Frankenstein or by some other guy.  

     THE second book is another thing entirely.  Written by Vladimir
Kartsev, the former director of Mir Publishing House, with Todd
Bludeau, a former editor at Mir, "!Zhirinovsky!"  paints
a picture of a society so evil, so tortured and so misguided
that only a man like Mr. Zhirinovsky could possibly fit the bill
as the kind of leader who could clean things up.  "In order
to become a millionaire in Russia, one need not be terribly smart,
educated or resourceful," Mr. Kartsev writes.  "Nor does one have 
to sweat over creating products, goods and services." All one has 
to do, he says, is be in with the people who run the country.  
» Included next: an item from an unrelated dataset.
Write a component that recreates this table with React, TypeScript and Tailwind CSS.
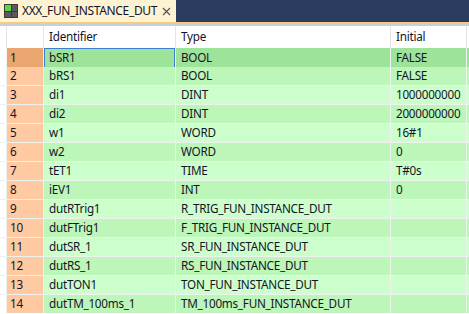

     Of course there is truth to this assertion, and to most of
the other cliches that fill the pages of this book.  But one doesn't
diminish the imposing problems of crime and cronyism by admitting
that decent, hard-working people exist in Russia -- and that
many are doing rather well.  

     Mr. Kartsev traces the career of his former underling in painful
detail.  We are reminded that Mr. Zhirinovsky was a poor student,
a bad lawyer and the type of political leader who wins council
races simply because nobody else runs for the office.  Mr. Kartsev
also suggests that Mr. Zhirinovsky is an opportunist who doesn't
believe most of the things he says.  

     Again, some of this is true.  What Mr. Kartsev neglects to
say, however, is that Mr. Zhirinovsky has a sense for people.
He knows how to make promises and occasionally even how to keep
them.  

     "I am reminded of the Weimar Republic and the sequence
of events that led to the rise of Hitler as a national hero,"
Mr. Kartsev declares, expressing an oft-repeated view.  "And
there are a lot of candidates besides Zhirinovsky vying for the
post of Russia's Hitler."  True enough.  But if the Russian
people clearly have a desire for order, it is much less clear that 
they also have a desire to be ruled by a man with an iron hand.